# DIRECTION
Gather all lines from the material that contain "styles".

# RECORDED INFORMATION
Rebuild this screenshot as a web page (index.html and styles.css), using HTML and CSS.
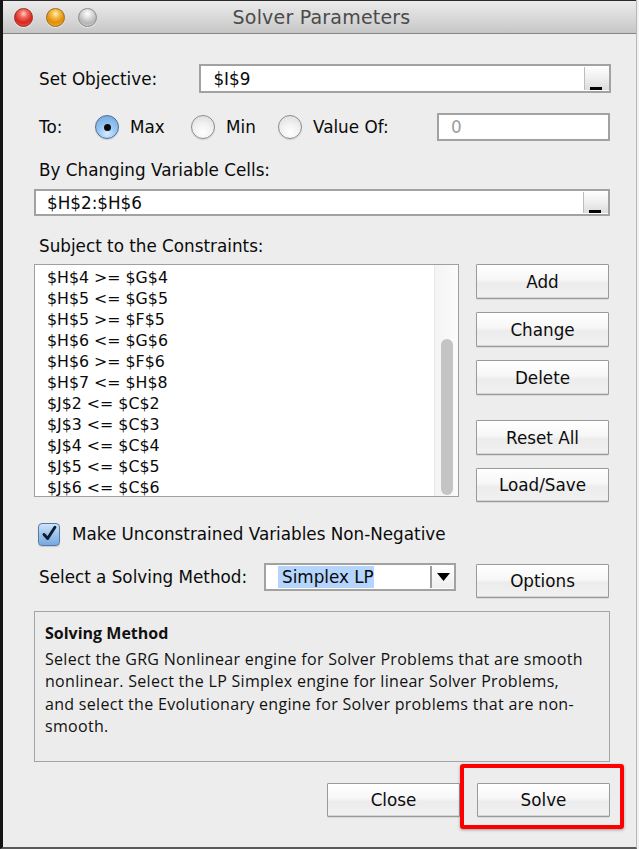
FILE: index.html
```html
<!DOCTYPE html>
<html>
<head>
<meta charset="utf-8">
<title>Solver Parameters</title>
<link rel="stylesheet" href="styles.css">
</head>
<body>
<div class="window">
  <div class="titlebar">
    <div class="lights"><span class="light red"></span><span class="light yellow"></span><span class="light grey"></span></div>
    <div class="title">Solver Parameters</div>
    <div></div>
  </div>
  <div class="content">
    <div class="row objective">
      <span class="lbl obj-lbl">Set Objective:</span>
      <div class="field picker-field obj-field"><span class="val">$I$9</span><span class="picker"><span class="bar"></span></span></div>
    </div>
    <div class="row to-row">
      <span class="lbl to-lbl">To:</span>
      <span class="radio on"><span class="dot"></span></span><span class="opt opt-max">Max</span>
      <span class="radio"></span><span class="opt opt-min">Min</span>
      <span class="radio"></span><span class="opt opt-val">Value Of:</span>
      <div class="field value-field"><span class="val dim">0</span></div>
    </div>
    <div class="lbl section-lbl var-lbl">By Changing Variable Cells:</div>
    <div class="field picker-field var-field"><span class="val">$H$2:$H$6</span><span class="picker"><span class="bar"></span></span></div>
    <div class="lbl section-lbl con-lbl">Subject to the Constraints:</div>
    <div class="constraints">
      <div class="list">
        <div class="items">
          <div>$H$4 &gt;= $G$4</div>
          <div>$H$5 &lt;= $G$5</div>
          <div>$H$5 &gt;= $F$5</div>
          <div>$H$6 &lt;= $G$6</div>
          <div>$H$6 &gt;= $F$6</div>
          <div>$H$7 &lt;= $H$8</div>
          <div>$J$2 &lt;= $C$2</div>
          <div>$J$3 &lt;= $C$3</div>
          <div>$J$4 &lt;= $C$4</div>
          <div>$J$5 &lt;= $C$5</div>
          <div>$J$6 &lt;= $C$6</div>
        </div>
        <div class="track"><div class="thumb"></div></div>
      </div>
      <div class="btn-col">
        <div class="btn">Add</div>
        <div class="btn">Change</div>
        <div class="btn">Delete</div>
        <div class="btn reset">Reset All</div>
        <div class="btn">Load/Save</div>
      </div>
    </div>
    <div class="row check-row">
      <span class="checkbox"><svg width="22" height="22" viewBox="0 0 22 22"><path d="M5.5 11.5 L9.5 16 L17.5 3.5" fill="none" stroke="#0f1c33" stroke-width="3.2" stroke-linecap="round" stroke-linejoin="round"/></svg></span>
      <span class="lbl check-lbl">Make Unconstrained Variables Non-Negative</span>
    </div>
    <div class="row method-row">
      <span class="lbl method-lbl">Select a Solving Method:</span>
      <div class="select"><span class="sel-text">Simplex LP</span><span class="sel-arrow"><svg width="13" height="8" viewBox="0 0 13 8"><path d="M0 0 H13 L6.5 8 Z" fill="#000"/></svg></span></div>
      <div class="btn options">Options</div>
    </div>
    <div class="info">
      <div class="info-title">Solving Method</div>
      <div class="info-text">Select the GRG Nonlinear engine for Solver Problems that are smooth<br>nonlinear. Select the LP Simplex engine for linear Solver Problems,<br>and select the Evolutionary engine for Solver problems that are non-<br>smooth.</div>
    </div>
    <div class="footer">
      <div class="btn">Close</div>
      <div class="btn">Solve</div>
    </div>
  </div>
  <div class="highlight"></div>
</div>
</body>
</html>
```

FILE: styles.css
```css
* { box-sizing: border-box; }
html, body { margin: 0; padding: 0; }
body {
  width: 639px;
  height: 849px;
  background: #f2f2f2;
  font-family: "DejaVu Sans", "Liberation Sans", sans-serif;
  font-size: 16.8px;
  color: #0a0a0a;
  overflow: hidden;
}
.window {
  position: relative;
  width: 637px;
  height: 849px;
  background: #ededed;
  border-left: 3px solid #141414;
  border-right: 1px solid #b8b8b8;
  border-bottom: 2px solid #5a5a5a;
}
.titlebar {
  height: 34px;
  border-top: 1px solid #2a2a2a;
  border-bottom: 1px solid #858585;
  background: linear-gradient(#ebebeb, #d6d6d6 60%, #c6c6c6);
  display: grid;
  grid-template-columns: 1fr auto 1fr;
  align-items: center;
}
.lights { display: flex; gap: 13px; padding-left: 11px; padding-top: 1px; }
.light {
  width: 19px; height: 19px; border-radius: 50%;
  box-shadow: 0 1px 1px rgba(255,255,255,0.6);
}
.light.red {
  background: radial-gradient(circle at 50% 28%, #ffd0c8 0, #f36b5f 25%, #d8261c 60%, #ee6a5e 100%);
  border: 1px solid #9b2b25;
}
.light.yellow {
  background: radial-gradient(circle at 50% 28%, #fff0c0 0, #f7c04a 25%, #de8d08 60%, #f6c24a 100%);
  border: 1px solid #a06a14;
}
.light.grey {
  background: radial-gradient(circle at 50% 28%, #ffffff 0, #dedede 30%, #b5b5b5 65%, #d8d8d8 100%);
  border: 1px solid #8c8c8c;
}
.title {
  font-size: 19px;
  color: #4b4b4b;
  padding-left: 4px;
  letter-spacing: 0.2px;
}
.content { padding: 30px 25px 0 31px; }
.row { display: flex; align-items: center; }
.lbl { white-space: nowrap; }
.objective { height: 29px; }
.obj-lbl { width: 166px; padding-left: 5px; }
.field {
  background: #fff;
  border: 2px solid #a2a2a2;
  display: flex;
  align-items: center;
}
.picker-field { padding: 1px 0 1px 12px; align-items: stretch; }
.picker-field .val { flex: 1; display: flex; align-items: center; }
.obj-field { width: 413px; height: 29px; }
.picker {
  width: 25px;
  border-left: 1px solid #bdbdbd;
  background: linear-gradient(#fdfdfd, #f0f0f0 45%, #dcdcdc);
  display: flex;
  align-items: flex-end;
  padding-left: 5px;
}
.bar { width: 12px; height: 3px; background: #050505; }
.to-row { height: 28px; margin-top: 20px; }
.to-lbl { width: 61px; padding-left: 5px; }
.radio {
  width: 24px; height: 24px; border-radius: 50%;
  border: 1px solid #8c8c8c;
  background: radial-gradient(circle at 50% 75%, #ffffff 0, #f1f1f1 45%, #d9d9d9 100%);
  box-shadow: 0 1px 1px rgba(0,0,0,0.12);
  margin-right: 11px;
  display: flex; align-items: center; justify-content: center;
}
.radio.on {
  border-color: #4d6f98;
  background: radial-gradient(circle at 50% 80%, #d6ebff 0, #9cc8f3 40%, #6aa3dd 100%);
}
.dot { width: 7px; height: 7px; border-radius: 50%; background: #0b0b0b; }
.opt-max { width: 61px; }
.opt-min { width: 52px; }
.opt-val { width: 124px; }
.value-field { width: 173px; height: 28px; padding-left: 12px; }
.dim { color: #9d9d9d; }
.section-lbl { height: 24px; line-height: 24px; padding-left: 5px; }
.var-lbl { margin-top: 17px; }
.var-field { margin-top: 7px; width: 576px; height: 27px; padding-left: 11px; }
.con-lbl { margin-top: 18px; }
.constraints { display: flex; margin-top: 6px; gap: 17px; }
.list {
  width: 425px; height: 233px;
  background: #fff;
  border: 1px solid #a0a0a0;
  display: flex;
}
.items { flex: 1; padding: 2px 0 0 12px; line-height: 21px; font-size: 15.8px; }
.track {
  width: 24px;
  border-left: 1px solid #e8e8e8;
  background: linear-gradient(90deg, #f4f4f4, #fbfbfb);
  padding: 74px 0 2px 6px;
}
.thumb { width: 12px; height: 156px; border-radius: 6px; background: #c4c4c4; }
.btn-col { display: flex; flex-direction: column; gap: 13px; }
.btn {
  width: 133px; height: 35px;
  border: 1px solid #9a9a9a;
  border-radius: 1px;
  background: linear-gradient(#ffffff, #f7f7f7 45%, #ececec 55%, #f1f1f1);
  box-shadow: 0 1px 0 rgba(0,0,0,0.08), inset 0 -1px 0 #d5d5d5;
  display: flex; align-items: center; justify-content: center;
  color: #0c0c0c;
}
.btn-col .reset { margin-top: 12px; }
.btn-col .btn:last-child { height: 34px; }
.check-row { margin-top: 20px; height: 24px; padding-left: 4px; }
.checkbox {
  width: 22px; height: 23px;
  border: 1px solid #557aa3;
  border-radius: 4px;
  background: linear-gradient(#cfe4fa, #9dc3ec 50%, #77a8e0);
  box-shadow: 0 1px 1px rgba(0,0,0,0.15);
  display: flex; align-items: center; justify-content: center;
}
.checkbox svg { display: block; }
.check-lbl { margin-left: 12px; }
.method-row { margin-top: 17px; align-items: flex-start; height: 34px; }
.method-lbl { width: 230px; padding-left: 5px; height: 28px; line-height: 28px; }
.select {
  width: 192px; height: 28px;
  background: #fff;
  border: 2px solid #a2a2a2;
  display: flex;
  align-items: stretch;
  padding: 1px 0 1px 12px;
}
.sel-text {
  width: 96px;
  background: #b5d5fd;
  padding-left: 4px;
  display: flex; align-items: center;
  margin-right: auto;
}
.sel-arrow {
  width: 24px;
  border-left: 2px solid #9c9c9c;
  background: linear-gradient(#ffffff, #eeeeee);
  display: flex; align-items: center; justify-content: center;
}
.sel-arrow svg { display: block; }
.options { margin-left: 20px; margin-top: 1px; height: 34px; }
.info {
  margin-top: 14px;
  width: 576px; height: 151px;
  border: 1px solid #a4a4a4;
  background: #ececec;
  padding: 9px 10px 0 10px;
  font-family: "Open Sans", "Noto Sans", sans-serif;
  color: #111;
}
.info-title { font-weight: bold; font-size: 16px; line-height: 24px; }
.info-text { margin-top: 3px; font-size: 16px; line-height: 22.3px; white-space: nowrap; letter-spacing: 0.3px; }
.footer { margin-top: 21px; display: flex; justify-content: flex-end; gap: 17px; padding-right: 1px; }
.footer .btn { height: 34px; }
.footer .btn:first-child { width: 133px; }
.highlight {
  position: absolute;
  left: 457px; top: 764px;
  width: 164px; height: 65px;
  border: 4px solid #fe0000;
  border-radius: 3px;
  box-shadow: 0 1px 3px rgba(0,0,0,0.35);
}
```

# FINAL ANSWER
Rebuild this screenshot as a web page (index.html and styles.css), using HTML and CSS.
<link rel="stylesheet" href="styles.css">
FILE: styles.css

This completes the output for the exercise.